Welcome to the Search Engine project! This project aims to implement a simple search engine using the BM25 algorithm for efficient retrieval of documents based on user queries.
- Query Processing: Accepts user queries and processes them for searching.
- Indexing: Indexes documents for quick retrieval based on queries.
- Ranking: Ranks search results using the BM25 algorithm for relevance.
- Output: Presents search results to the user.
The search engine follows a modular architecture:
| User Input | -> | Query Processor | -> | Indexing | -> | Ranking | -> | Output |
- User Input: Receives user queries.
- Query Processor: Processes user queries for search.
- Indexing: Indexes documents for efficient retrieval.
- Ranking: Ranks search results using the BM25 algorithm.
- Output: Presents search results to the user.
In this project, we have chosen the BM25 algorithm as our retrieval model.
BM25, short for "Best Matching 25," is a ranking function used to estimate the relevance of documents to a given search query. It is an extension of the TF-IDF (Term Frequency-Inverse Document Frequency) weighting scheme, incorporating factors such as document length normalization and term saturation.
Key Features of BM25:
- Term Frequency (TF): Measures the frequency of a term in a document. Unlike traditional TF-IDF, BM25 incorporates saturation to prevent excessive weightage for highly frequent terms.
- Inverse Document Frequency (IDF): Measures the importance of a term across the entire document collection.

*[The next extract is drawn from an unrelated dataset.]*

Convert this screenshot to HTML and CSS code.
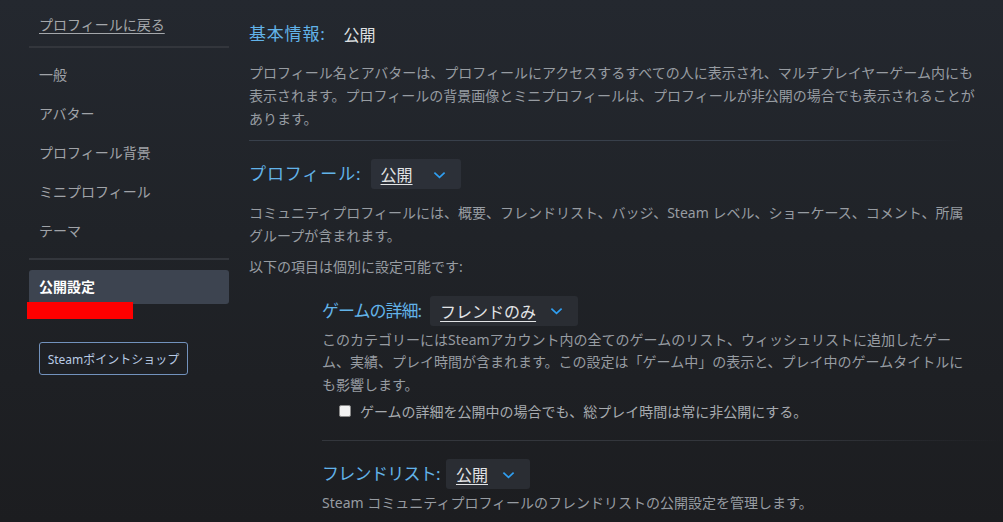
FILE: index.html
```html
<!DOCTYPE html>
<html lang="ja">
<head>
<meta charset="utf-8">
<title>プライバシー設定</title>
<link rel="stylesheet" href="styles.css">
</head>
<body>
<div class="page">
  <nav class="sidebar">
    <a class="back-link">プロフィールに戻る</a>
    <div class="side-divider"></div>
    <ul class="side-list">
      <li class="side-item">一般</li>
      <li class="side-item">アバター</li>
      <li class="side-item">プロフィール背景</li>
      <li class="side-item">ミニプロフィール</li>
      <li class="side-item">テーマ</li>
    </ul>
    <div class="side-divider second"></div>
    <div class="side-active">公開設定</div>
    <div class="redact"></div>
    <button class="points-btn">Steamポイントショップ</button>
  </nav>

  <main class="content">
    <div class="head-row first">
      <span class="label l-basic">基本情報:</span>
      <span class="static-value">公開</span>
    </div>
    <p class="desc p1">プロフィール名とアバターは、プロフィールにアクセスするすべての人に表示され、マルチプレイヤーゲーム内にも<br>表示されます。プロフィールの背景画像とミニプロフィールは、プロフィールが非公開の場合でも表示されることが<br>あります。</p>
    <div class="divider d1"></div>

    <div class="head-row r2">
      <span class="label l-profile">プロフィール:</span>
      <span class="dropdown w-profile"><span class="dd-text">公開</span><svg class="chev" viewBox="0 0 14 8" width="13" height="8"><path d="M1.5 1.5 L7 6.5 L12.5 1.5" fill="none" stroke="#2f9ff2" stroke-width="1.8"/></svg></span>
    </div>
    <p class="desc p2">コミュニティプロフィールには、概要、フレンドリスト、バッジ、Steam レベル、ショーケース、コメント、所属<br>グループが含まれます。</p>
    <p class="desc p3">以下の項目は個別に設定可能です:</p>

    <section class="sub">
      <div class="head-row r3">
        <span class="label l-game">ゲームの詳細:</span>
        <span class="dropdown w-game"><span class="dd-text">フレンドのみ</span><svg class="chev" viewBox="0 0 14 8" width="13" height="8"><path d="M1.5 1.5 L7 6.5 L12.5 1.5" fill="none" stroke="#2f9ff2" stroke-width="1.8"/></svg></span>
      </div>
      <p class="desc p4">このカテゴリーにはSteamアカウント内の全てのゲームのリスト、ウィッシュリストに追加したゲー<br>ム、実績、プレイ時間が含まれます。この設定は「ゲーム中」の表示と、プレイ中のゲームタイトルに<br>も影響します。</p>
      <label class="check-row"><span class="checkbox"></span><span>ゲームの詳細を公開中の場合でも、総プレイ時間は常に非公開にする。</span></label>
      <div class="divider d2"></div>
      <div class="head-row r4">
        <span class="label l-friend">フレンドリスト:</span>
        <span class="dropdown w-friend"><span class="dd-text">公開</span><svg class="chev" viewBox="0 0 14 8" width="13" height="8"><path d="M1.5 1.5 L7 6.5 L12.5 1.5" fill="none" stroke="#2f9ff2" stroke-width="1.8"/></svg></span>
      </div>
      <p class="desc p5">Steam コミュニティプロフィールのフレンドリストの公開設定を管理します。</p>
    </section>
  </main>
</div>
</body>
</html>
```

FILE: styles.css
```css
* { box-sizing: border-box; }
html, body {
  margin: 0;
  padding: 0;
  height: 100%;
}
body {
  background: linear-gradient(180deg, #24282f 0%, #202328 45%, #1c1d20 100%);
  font-family: "Noto Sans", "Noto Sans CJK JP", sans-serif;
  color: #9a9ea4;
  overflow: hidden;
}
.page {
  display: flex;
  width: 1003px;
  height: 522px;
}
.sidebar {
  width: 229px;
  padding-left: 29px;
  display: flex;
  flex-direction: column;
  flex-shrink: 0;
}
.back-link {
  display: block;
  padding-left: 10px;
  margin-top: 14px;
  font-size: 14px;
  line-height: 22px;
  color: #a4a7ab;
  text-decoration: underline;
  text-underline-offset: 3px;
}
.side-divider {
  height: 2px;
  background: #33363c;
  margin-top: 10px;
  width: 200px;
}
.side-list {
  list-style: none;
  margin: 0;
  padding: 0;
  margin-top: 16px;
}
.side-item {
  padding-left: 10px;
  height: 39px;
  line-height: 22px;
  font-size: 14px;
  color: #a0a3a8;
}
.side-divider.second {
  margin-top: -1px;
}
.side-active {
  margin-top: 10px;
  width: 200px;
  height: 34px;
  border-radius: 3px;
  background: #3d4450;
  color: #ffffff;
  font-size: 14px;
  font-weight: 700;
  line-height: 34px;
  padding-left: 10px;
}
.redact {
  width: 106px;
  height: 17px;
  background: #ff0000;
  margin-top: -2px;
  margin-left: -2px;
}
.points-btn {
  margin-top: 23px;
  margin-left: 10px;
  width: 149px;
  height: 33px;
  background: transparent;
  border: 1px solid #7292bd;
  border-radius: 3px;
  color: #b9cbe4;
  font-family: "Noto Sans", "Noto Sans CJK JP", sans-serif;
  font-size: 12px;
  padding: 0;
  text-align: center;
}
.content {
  margin-left: 20px;
  width: 754px;
  flex-shrink: 0;
}
.head-row {
  display: flex;
  align-items: center;
  height: 30px;
}
.head-row.first { margin-top: 19px; }
.label {
  color: #62b3e9;
  font-size: 17px;
  line-height: 30px;
  white-space: nowrap;
}
.l-basic { letter-spacing: 0.8px; }
.l-profile { letter-spacing: 0.9px; }
.l-game { letter-spacing: -1px; }
.l-friend { letter-spacing: -0.7px; }
.static-value {
  color: #dfe1e3;
  font-size: 16px;
  margin-left: 18px;
}
.dropdown {
  display: inline-flex;
  align-items: center;
  justify-content: space-between;
  height: 30px;
  margin-left: 9px;
  padding: 0 15px 0 10px;
  background: #2c3038;
  border-radius: 3px;
}
.dd-text {
  color: #e2e4e6;
  font-size: 16px;
  text-decoration: underline;
  text-underline-offset: 3px;
  text-decoration-thickness: 1px;
}
.chev { display: block; margin-top: 1px; }
.w-profile { width: 90px; }
.w-game { width: 148px; }
.w-friend { width: 84px; margin-left: 6px; }
.sub .dropdown { background: #2a2d33; }
.desc {
  margin: 0;
  font-size: 14px;
  line-height: 22.5px;
  color: #979ca2;
}
.p1 { margin-top: 12px; line-height: 23px; }
.divider {
  height: 1px;
  background: linear-gradient(90deg, #38404b 0%, #38404b 75%, rgba(56,64,75,0) 100%);
}
.d1 { margin-top: 10px; width: 715px; }
.r2 { margin-top: 18px; }
.p2 { margin-top: 13px; }
.p3 { margin-top: 9px; }
.sub {
  margin-left: 73px;
}
.r3 { margin-top: 17px; }
.p4 { margin-top: 3px; }
.check-row {
  display: flex;
  align-items: center;
  margin-top: 3px;
  padding-left: 17px;
  height: 23px;
  font-size: 14px;
  color: #a7abb0;
}
.checkbox {
  width: 12px;
  height: 12px;
  background: #f2f2f2;
  border: 1px solid #8a8a8a;
  border-radius: 2px;
  margin-right: 9px;
  flex-shrink: 0;
}
.d2 {
  margin-top: 18px;
  width: 681px;
  background: linear-gradient(90deg, #33363c 0%, #33363c 70%, rgba(51,54,60,0) 100%);
}
.r4 { margin-top: 18px; }
.p5 { margin-top: 3px; }
```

Rare terms are given higher weightage, while common terms are penalized.
- Document Length Normalization: Accounts for variations in document lengths by normalizing the term frequency based on the document length.
- Parameter Tuning: BM25 introduces tunable parameters (k1, b) that allow fine-tuning of the algorithm's behavior to better suit specific datasets and user preferences.
Advantages of BM25:
- Efficiency: BM25 is computationally efficient, making it suitable for large document collections.
- Scalability: It scales well with the size of the document corpus, maintaining performance even as the dataset grows.
- Flexibility: The tunable parameters allow customization of the algorithm to optimize retrieval performance for different datasets and use cases. By employing the BM25 algorithm, our search engine can efficiently retrieve relevant documents, providing users with accurate and meaningful search results tailored to their queries.
Clone the repository:
git clone https://github.com/Ivanilson-Costa18/search_engine.git
Install dependencies:
pip install -r requirements.txt
Usage Run the application:
python3 run.py #development run
uwsgi --http 127.0.0.1:8000 --master -p 4 -w app:app #production run
Access the search engine interface via your web browser at http://127.0.0.1:5000 (DEV) - http://127.0.0.1:8000 (PROD).
This project is licensed under the MIT License.